Logistics, energy and communications infrastructure, and the credibility of NATO’s frontline readiness are the real targets of Russia’s hybrid warfare. These attacks support the assessment by European intelligence services that Russian hybrid operations rose substantially between 2024 and 2025, continuing the sharp year-on-year increase which “nearly tripled between 2023 and 2024.” Additionally, rather than foreshadowing an imminent conventional attack, this pattern suggests a deliberate Russian effort to remain below the threshold of open conflict while maximizing political, economic, and psychological disruption among the Alliance.
In September 2025, Former NATO Deputy Supreme Allied Commander Europe (DSACEUR), General Sir Richard Shirreff, predicted World War 3 would begin on November 3, 2025, with the Russian invasion of NATO member Lithuania. He envisioned power outages in the Baltics, rapid escalation to kinetic conflict, and the fall of NATO within 100 hours. As of November 23, 2025, no Russian conventional invasion of NATO territory has occurred, and there is no realistic scenario in which one will.

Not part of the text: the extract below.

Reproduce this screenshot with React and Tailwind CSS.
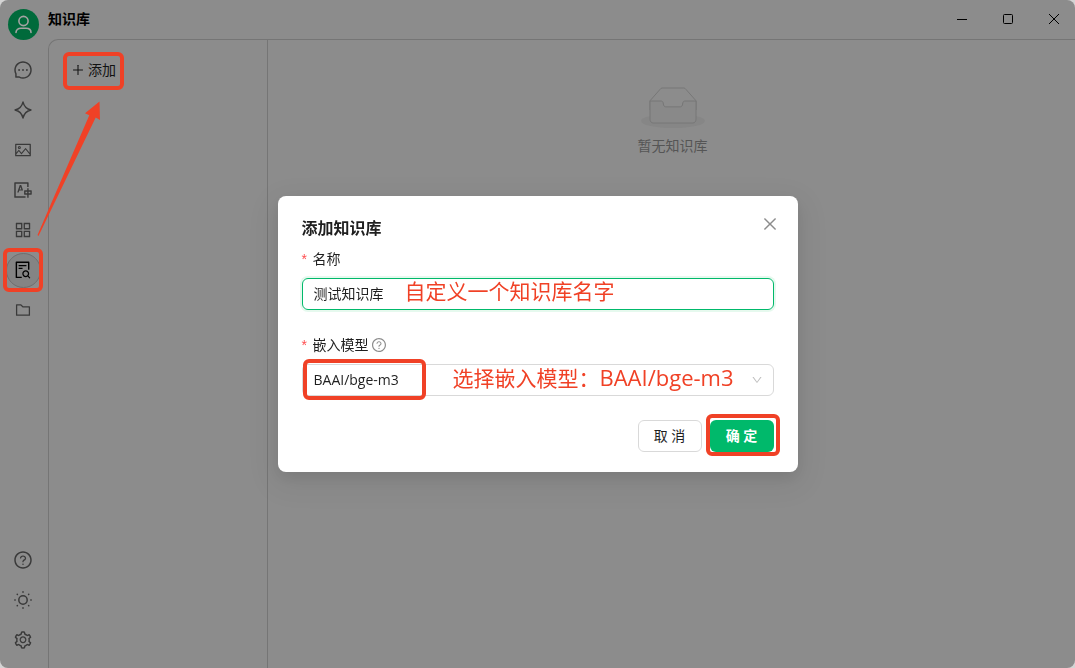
import { useState } from 'react';
import {
    AiOutlineAppstore,
    AiOutlineClose,
    AiOutlineDown,
    AiOutlineFileSearch,
    AiOutlineFolder,
    AiOutlineMessage,
    AiOutlinePicture,
    AiOutlinePlus,
    AiOutlineQuestionCircle,
    AiOutlineSetting,
    AiOutlineTranslation,
} from 'react-icons/ai';

const SparkleIcon = ({ size = 18 }) => (
    <svg width={size} height={size} viewBox="0 0 18 18" fill="none" stroke="currentColor" strokeWidth="1.3" strokeLinejoin="round">
        <path d="M9 1C10 5.2 12.4 8 17 9C12.4 10 10 12.8 9 17C8 12.8 5.6 10 1 9C5.6 8 8 5.2 9 1Z" />
    </svg>
);

const SunIcon = ({ size = 18 }) => (
    <svg width={size} height={size} viewBox="0 0 18 18" fill="none" stroke="currentColor" strokeWidth="1.5" strokeLinecap="round">
        <circle cx="9" cy="9" r="4.2" />
        <path d="M9 0.8V1.2M9 16.8V17.2M0.8 9H1.2M16.8 9H17.2M3.2 3.2L3.4 3.4M14.6 14.6L14.8 14.8M3.2 14.8L3.4 14.6M14.6 3.4L14.8 3.2" />
    </svg>
);

const UserIcon = () => (
    <svg width="19" height="19" viewBox="0 0 19 19" fill="none" stroke="currentColor" strokeWidth="1.6" strokeLinecap="round">
        <circle cx="9.5" cy="6" r="4.6" />
        <path d="M2 17.5C2 14.6 4.2 13.2 7 13.2H12C14.8 13.2 17 14.6 17 17.5" />
    </svg>
);

const EmptyIcon = () => (
    <svg width="64" height="41" viewBox="0 0 64 41">
        <g transform="translate(0 1)" fillRule="evenodd">
            <ellipse fill="#868686" cx="32" cy="33" rx="32" ry="7" />
            <g fillRule="nonzero" stroke="#777777">
                <path fill="none" d="M55 12.76L44.854 1.258C44.367.474 43.656 0 42.907 0H21.093c-.749 0-1.46.474-1.947 1.257L9 12.761V22h46v-9.24z" />
                <path fill="#898989" d="M41.613 15.931c0-1.605.994-2.93 2.227-2.931H55v18.137C55 33.26 53.68 35 52.05 35h-40.1C10.32 35 9 33.259 9 31.137V13h11.16c1.233 0 2.227 1.323 2.227 2.928v.022c0 1.605 1.005 2.901 2.237 2.901h14.752c1.232 0 2.237-1.308 2.237-2.913v-.007z" />
            </g>
        </g>
    </svg>
);

const mainMenu = [
    { id: 'chat', label: '聊天', icon: AiOutlineMessage, size: 20 },
    { id: 'agents', label: '智能体', icon: SparkleIcon, size: 18 },
    { id: 'paintings', label: '绘画', icon: AiOutlinePicture, size: 18 },
    { id: 'translate', label: '翻译', icon: AiOutlineTranslation, size: 20 },
    { id: 'apps', label: '小程序', icon: AiOutlineAppstore, size: 20 },
    { id: 'knowledge', label: '知识库', icon: AiOutlineFileSearch, size: 20 },
    { id: 'files', label: '文件', icon: AiOutlineFolder, size: 18 },
];

const bottomMenu = [
    { id: 'help', label: '帮助', icon: AiOutlineQuestionCircle, size: 20 },
    { id: 'theme', label: '主题', icon: SunIcon, size: 18 },
    { id: 'settings', label: '设置', icon: AiOutlineSetting, size: 20 },
];

// Red frame drawn round the element it is placed in
const Mark = ({ className }) => (
    <span className={`pointer-events-none absolute rounded-md border-4 border-[#f04126] ${className}`} />
);

const MenuItem = ({ item }) => {
    const Icon = item.icon;
    const active = item.id === 'knowledge';

    return (
        <div className="relative flex h-10 w-10 items-center justify-center">
            <button
                type="button"
                aria-label={item.label}
                className={`flex h-[35px] w-[35px] items-center justify-center rounded-full ${active ? 'border border-[#6f6f6f] bg-[#848484] text-black' : 'text-[#3a3a3a]'}`}
            >
                <Icon size={item.size} />
            </button>
            {active && <Mark className="inset-x-0 -inset-y-0.5" />}
        </div>
    );
};

const Sidebar = () => (
    <aside className="flex w-12 shrink-0 flex-col items-center pt-[9px] pr-0.5 pb-2">
        <div className="mb-2.5 flex h-[31px] w-[31px] items-center justify-center rounded-full bg-[#006a3b] text-[#a3a3a3]">
            <UserIcon />
        </div>
        <nav className="flex grow flex-col">
            {mainMenu.map((item) => (
                <MenuItem key={item.id} item={item} />
            ))}
        </nav>
        <div className="flex flex-col">
            {bottomMenu.map((item) => (
                <MenuItem key={item.id} item={item} />
            ))}
        </div>
    </aside>
);

const WindowControls = () => (
    <div className="flex gap-1 text-black">
        <button type="button" aria-label="最小化" className="flex w-[42px] items-center justify-center">
            <svg width="10" height="10" viewBox="0 0 10 10" stroke="currentColor"><path d="M0 5.5H10" /></svg>
        </button>
        <button type="button" aria-label="最大化" className="flex w-[42px] items-center justify-center">
            <svg width="10" height="10" viewBox="0 0 10 10" fill="none" stroke="currentColor"><rect x="0.5" y="0.5" width="9" height="9" rx="1" /></svg>
        </button>
        <button type="button" aria-label="关闭" className="flex w-[42px] items-center justify-center">
            <svg width="10" height="10" viewBox="0 0 10 10" stroke="currentColor"><path d="M0 0L10 10M10 0L0 10" /></svg>
        </button>
    </div>
);

const Required = () => (
    <span className="w-[7px] font-['Liberation_Sans',sans-serif] text-[#ff4d4f]">*</span>
);

const AddKnowledgeModal = () => {
    const [name, setName] = useState('测试知识库');
    const [model, setModel] = useState('BAAI/bge-m3');

    return (
        <div className="fixed inset-0 flex items-center justify-center">
            <form
                role="dialog"
                aria-labelledby="modal-title"
                onSubmit={(e) => e.preventDefault()}
                className="relative w-full max-w-[520px] rounded-lg bg-white px-6 py-5 text-sm leading-[22px] text-[#1f1f1f] shadow-[0_6px_16px_0_rgba(0,0,0,0.08),0_9px_28px_8px_rgba(0,0,0,0.05)]"
            >
                <div className="flex items-start justify-between">
                    <h2 id="modal-title" className="text-base leading-6 font-semibold">添加知识库</h2>
                    <button type="button" aria-label="关闭" className="-mr-2 flex h-4 w-6 items-center justify-center text-[#8c8c8c]">
                        <AiOutlineClose size={18} />
                    </button>
                </div>

                <label htmlFor="name" className="mt-2 flex items-center gap-1">
                    <Required />
                    名称
                </label>
                <div className="relative mt-2">
                    <input
                        id="name"
                        value={name}
                        onChange={(e) => setName(e.target.value)}
                        className="block h-8 w-full rounded-md border border-[#00b96b] px-[11px] pb-0.5 shadow-[0_0_0_2px_rgba(5,200,85,0.1)] outline-none"
                    />
                    <span className="pointer-events-none absolute top-0 left-[103px] text-[21px] leading-[26px] text-[#f04126]">
                        自定义一个知识库名字
                    </span>
                </div>

                <label htmlFor="model" className="mt-6 flex items-center">
                    <Required />
                    <span className="ml-1 mr-0.5">嵌入模型</span>
                    <AiOutlineQuestionCircle size={16} className="text-[#8c8c8c]" />
                </label>
                <div className="relative mt-2">
                    <select
                        id="model"
                        value={model}
                        onChange={(e) => setModel(e.target.value)}
                        className="block h-8 w-full appearance-none rounded-md border border-[#d9d9d9] bg-white px-[11px] outline-none"
                    >
                        <option value="BAAI/bge-m3">BAAI/bge-m3</option>
                    </select>
                    <AiOutlineDown size={12} className="pointer-events-none absolute top-2.5 right-[11px] text-[#bfbfbf]" />
                    <Mark className="-top-[5px] left-px h-[41px] w-[123px]" />
                    <span className="pointer-events-none absolute top-0 left-[151px] text-[21px] leading-[26px] whitespace-nowrap text-[#f04126]">
                        选择嵌入模型：<span className="text-[22px] font-medium">BAAI/bge-m3</span>
                    </span>
                </div>

                <div className="mt-6 flex justify-end gap-2">
                    <button type="button" className="h-8 w-16 rounded-md border border-[#d9d9d9] bg-white">
                        取 消
                    </button>
                    <div className="relative">
                        <button type="submit" className="block h-8 w-16 rounded-md bg-[#00b96b] font-semibold text-white">
                            确 定
                        </button>
                        <Mark className="-top-1.5 -right-1.5 -bottom-1 -left-1" />
                    </div>
                </div>
            </form>
        </div>
    );
};

const App = () => (
    <div className="bg-[#d4d4d4] font-['Open_Sans','Noto_Sans_CJK_SC',sans-serif]">
        <div className="relative flex min-h-screen overflow-hidden rounded-lg bg-[#8c8c8c]">
            <Sidebar />
            <div className="flex min-w-0 grow flex-col">
                <header className="flex h-[39px] items-stretch justify-between pb-0.5">
                    <h1 className="flex items-center text-sm font-bold text-black">知识库</h1>
                    <WindowControls />
                </header>
                <main className="flex grow rounded-tl-[10px] border-t border-l border-[#757575]">
                    <section className="w-[219px] shrink-0 border-r border-[#757575] px-4 pt-3.5">
                        <div className="relative w-fit">
                            <button type="button" className="flex h-8 items-center gap-[3px] px-1.5 text-sm text-[#121212]">
                                <AiOutlinePlus size={14} />
                                添加
                            </button>
                            <Mark className="-inset-x-0.5 -top-0.5 -bottom-1" />
                        </div>
                    </section>
                    <section className="flex grow flex-col items-center gap-[7px] pt-[47px] pl-0.5">
                        <EmptyIcon />
                        <p className="text-sm leading-[22px] text-[#555555]">暂无知识库</p>
                    </section>
                </main>
            </div>
            {/* arrow from the sidebar entry to the add button */}
            <svg className="pointer-events-none absolute top-[100px] left-9" width="70" height="138" viewBox="0 0 70 138">
                <path d="M1.5 135L53.3 15.2L49 13.3L63.5 1.5L64 20L59.7 17.6L2.5 136Z" fill="#f04126" />
            </svg>
        </div>
        <AddKnowledgeModal />
    </div>
);

export default App;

NATO has steadily reinforced its eastern flank in response to these hybrid and kinetic pressures through new patrols and vigilance activities (Baltic Sentry, Eastern Sentry), increased air policing and maritime surveillance, and rotational forces and exercises to raise deterrence. Currently, NATO maintains eight multinational battlegroups along its eastern flank, with a rotational force totaling approximately 40,000 troops; each battlegroup is scalable to brigade size, which consists of 5,000 troops. Additionally, beyond this forward presence, the 2025 NATO Force Model provides a high-readiness pool of up to 800,000 troops that could reinforce the eastern flank if required.
Additionally, NATO has long warned that hybrid operations (including significant cyber operations) could be treated as an armed attack under Article 5 of the North Atlantic Treaty. Allied Declarations since the 2014 Wales Summit explicitly note that hybrid operations could reach the level of an armed attack and could trigger collective defense consultations. However, NATO does not automatically respond militarily because it remains committed to its defensive principles, and because it knows Russia cannot wage a conventional war against the Alliance. NATO’s preference is to maintain peace through strength, utilizing deterrence, diplomacy, and sanctions as alternatives to direct military action.
On the contrary, Moscow’s preference for below-the-threshold tactics is meant to be disruptive rather than escalatory, and to deter and complicate Western support for Ukraine. Additionally, Moscow’s hybrid strategy provides several advantages by (1) testing NATO’s security and readiness; (2) projecting an image of military strength greater than Russia’s actual capabilities — even while engaged in the war in Ukraine; (3) baiting NATO into direct military action; and (4) manipulating the information domain to make the Alliance appear belligerent, since most observers have little understanding of hybrid warfare; and (4) indirectly testing NATO on behalf of China, as part of Moscow’s subversion to the Chinese, while diverting NATO attention from the Indo-Pacific. These benefits rely on operations staying below the threshold of full-scale conflict, as an all-out war with NATO would eliminate the strategic advantages that hybrid warfare provides.
Since its founding in 1949, NATO’s behavior toward Russia has been consistently defensive. The Alliance has actively sought engagement on security matters, including ICBM and nuclear issues. Russia, by contrast, has been reluctant to cooperate and, since 2014, has been increasingly belligerent and uncooperative. Moscow’s quagmire in Ukraine has driven it to rely on underhanded and increasingly desperate tactics, aimed at maintaining the illusion of Russian strength.